These past two weeks have been a bit of madhouse. The highlight was our severe allergic reaction to peanuts. By "our" I mean our little man and us. He reacted, we overreacted. The sad thing is, he didn't even get a chance to enjoy the peanut... he reacted to passive transfer. (Daddy ate peanuts, and about an hour later happened to touch Little Man's face.)
The result? Severe swelling of his face & eyes, and a pair of petrified parents whisking him off to the closest hospital. The ER staff put us in a bed between an elderly lady with a fractured hip and a forty-something sailor-mouthed man suffering through kidney stones. Little Guy was a pretty good sport, flirting with the nurses and alternating between snuggling mom and dad and howling for his special blankee. (Which we, oh negligent parents, had forgotten at home.)
We waited for about two hours before the doctor came in. He pulled back the curtain 3.7 seconds after the hives disappeared, so of course we had nothing to show but a cranky toddler who was missing his blankee and very late for bed. "No more Peanuts!" He commanded. "Give him some more Benadryll, and see your doctor about an epi-pen junior. Wake him up every four hours and give him more Benadryll. When you think he's better, give him one more dose." The curtain closed. A disembodied voice called out, "And no more PEANUTS!"
The worst part of any hospital visit surrounds names and family history. It usually begins when the nurse calls out our son's birth name to the entire waiting room. (The name, of course, is supposed to be confidential). They refer to me as Mrs. XYZ, and I quietly remind them that his legal name is now ABC, and that his birth name is private. "Could you please note it in his file for future reference?" Blank stares or blinks and an assuaging "Oh, of course" normally follow. But the file is never updated, or the nurses and doctors just don't read it or pay it any attention.
I'm still called Mrs. XYZ. Our little guy is still cooed at under his former name... a beautiful name, the one given to him by his first mother, but not the one we as his adoptive parents bestowed upon him so many months ago.
The other half is the family history questionnaire.
"Do allergies run in the family?" "We're not sure, doctor. As you can see in his file, we adopted and we have no medical history."
"Do you or your husband have any drug allergies, Mom? "I do, doctor, but my son was adopted."
"How did your pregnancy go? Any complications?" (Here's where I have to betray his birth mother, and tell the doctor in front of my son about the level of prenatal care, any drug or alcohol exposure, etc. etc")

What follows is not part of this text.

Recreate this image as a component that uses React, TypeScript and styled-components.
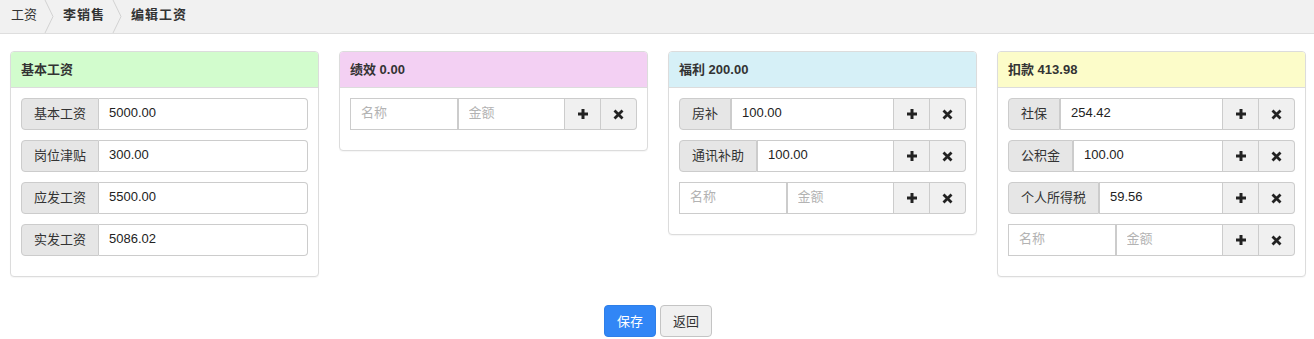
import React from "react";
import styled, { createGlobalStyle } from "styled-components";

const Global = createGlobalStyle`
  html, body { margin: 0; padding: 0; background: #fff; }
  body {
    font-family: "Liberation Sans", Arial, "Noto Sans CJK SC", sans-serif;
    font-size: 13px;
    color: #333;
  }
  * { box-sizing: border-box; }
`;

const Crumbs = styled.nav`
  display: flex;
  align-items: stretch;
  height: 34px;
  background: #f1f1f1;
  border-bottom: 1px solid #dedede;
  padding-left: 11px;
`;

const Crumb = styled.span<{ $bold?: boolean }>`
  display: flex;
  align-items: center;
  font-weight: ${(p) => (p.$bold ? "bold" : "normal")};
  letter-spacing: ${(p) => (p.$bold ? "1px" : "0")};
  color: #333;
  line-height: 18px;
  padding-bottom: 3px;
`;

const Sep = styled.svg`
  display: block;
  width: 10px;
  height: 33px;
  margin: 0 9px 0 7px;
`;

const Chevron = () => (
  <Sep viewBox="0 0 10 33">
    <polyline points="1,0 9,16.5 1,33" fill="none" stroke="#d2d2d2" strokeWidth="1" />
  </Sep>
);

const Grid = styled.div`
  display: grid;
  grid-template-columns: repeat(4, minmax(0, 1fr));
  column-gap: 20px;
  align-items: start;
  padding: 0 8px 0 10px;
  margin-top: 17px;
`;

const Panel = styled.section`
  border: 1px solid #dcdcdc;
  border-radius: 4px;
  background: #fff;
  box-shadow: 0 1px 1px rgba(0, 0, 0, 0.04);
  min-width: 0;
`;

const Heading = styled.div<{ $bg: string }>`
  background: ${(p) => p.$bg};
  border-bottom: 1px solid #dcdcdc;
  border-radius: 3px 3px 0 0;
  height: 36px;
  padding: 0 10px 2px;
  display: flex;
  align-items: center;
  font-weight: bold;
  font-size: 13px;
  color: #333;
`;

const Body = styled.div`
  padding: 10px 10px 10px;
  display: flex;
  flex-direction: column;
`;

const Group = styled.div`
  display: flex;
  height: 32px;
  margin-bottom: 10px;
`;

const Addon = styled.span`
  display: flex;
  align-items: center;
  padding: 0 12px 3px;
  background: #e6e6e6;
  border: 1px solid #ccc;
  border-radius: 4px 0 0 4px;
  color: #333;
  white-space: nowrap;
`;

const Field = styled.input<{ $last?: boolean }>`
  flex: 1 1 0;
  width: 0;
  min-width: 0;
  height: 32px;
  padding: 0 10px 3px;
  font: inherit;
  font-size: 13px;
  color: #222;
  border: 1px solid #ccc;
  border-left-width: ${(p) => (p.$last ? "0" : "1px")};
  border-radius: ${(p) => (p.$last ? "0 4px 4px 0" : "0")};
  outline: none;
  background: #fff;
  &::placeholder { color: #b3b3b3; }
`;

const IconBtn = styled.button<{ $end?: boolean }>`
  width: 36px;
  flex: none;
  display: flex;
  align-items: center;
  justify-content: center;
  padding: 0;
  background: #f0f0f0;
  border: 1px solid #ccc;
  border-left-width: 0;
  border-radius: ${(p) => (p.$end ? "0 4px 4px 0" : "0")};
  cursor: pointer;
`;

const PlusIcon = () => (
  <svg width="12" height="12" viewBox="0 0 12 12">
    <path d="M6 1v10M1 6h10" stroke="#222" strokeWidth="3" />
  </svg>
);

const XIcon = () => (
  <svg width="11" height="11" viewBox="0 0 11 11">
    <path d="M1.5 1.5l8 8M9.5 1.5l-8 8" stroke="#222" strokeWidth="2.8" />
  </svg>
);

const Footer = styled.div`
  display: flex;
  justify-content: center;
  gap: 4px;
  margin-top: 28px;
  padding-left: 2px;
`;

const Btn = styled.button<{ $primary?: boolean }>`
  height: 32px;
  padding: 0 12px 2px;
  font: inherit;
  font-size: 13px;
  border-radius: 4px;
  border: 1px solid ${(p) => (p.$primary ? "#2e7fe8" : "#c4c4c4")};
  background: ${(p) => (p.$primary ? "#3186f6" : "#f0f0f0")};
  color: ${(p) => (p.$primary ? "#fff" : "#333")};
  cursor: pointer;
`;

type Item = { name: string; value: string };

const Actions = () => (
  <>
    <IconBtn><PlusIcon /></IconBtn>
    <IconBtn $end><XIcon /></IconBtn>
  </>
);

const ItemRow = ({ item, editable }: { item: Item; editable: boolean }) => (
  <Group>
    <Addon>{item.name}</Addon>
    {editable ? (
      <>
        <Field defaultValue={item.value} />
        <Actions />
      </>
    ) : (
      <Field $last defaultValue={item.value} />
    )}
  </Group>
);

const NewRow = () => (
  <Group>
    <Field placeholder="名称" />
    <Field placeholder="金额" />
    <Actions />
  </Group>
);

const panels: { title: string; bg: string; items: Item[]; editable: boolean }[] = [
  {
    title: "基本工资",
    bg: "#d2fccd",
    editable: false,
    items: [
      { name: "基本工资", value: "5000.00" },
      { name: "岗位津贴", value: "300.00" },
      { name: "应发工资", value: "5500.00" },
      { name: "实发工资", value: "5086.02" },
    ],
  },
  { title: "绩效 0.00", bg: "#f3d0f3", editable: true, items: [] },
  {
    title: "福利 200.00",
    bg: "#d6f0f7",
    editable: true,
    items: [
      { name: "房补", value: "100.00" },
      { name: "通讯补助", value: "100.00" },
    ],
  },
  {
    title: "扣款 413.98",
    bg: "#fcfcc9",
    editable: true,
    items: [
      { name: "社保", value: "254.42" },
      { name: "公积金", value: "100.00" },
      { name: "个人所得税", value: "59.56" },
    ],
  },
];

export default function App() {
  return (
    <>
      <Global />
      <Crumbs>
        <Crumb>工资</Crumb>
        <Chevron />
        <Crumb $bold>李销售</Crumb>
        <Chevron />
        <Crumb $bold>编辑工资</Crumb>
      </Crumbs>
      <Grid>
        {panels.map((p) => (
          <Panel key={p.title}>
            <Heading $bg={p.bg}>{p.title}</Heading>
            <Body>
              {p.items.map((it) => (
                <ItemRow key={it.name} item={it} editable={p.editable} />
              ))}
              {p.editable && <NewRow />}
            </Body>
          </Panel>
        ))}
      </Grid>
      <Footer>
        <Btn $primary>保存</Btn>
        <Btn>返回</Btn>
      </Footer>
    </>
  );
}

There really should be a form, or a special sticker that says "I'm adopted, not deaf!" (Well, there are plenty of kids who are both.... but you know what I'm getting at.) We need to build in some sensitivity surrounding medical information (particularly lack thereof) when dealing with families and their little people. I don't really mind the questions now, but I worry about how our son will react to them when he's older and fully understands his adoption.
Every trip to the doctor shouldn't be a reminder of what we *don't* know, or of what kids who aren't adopted are granted without fail.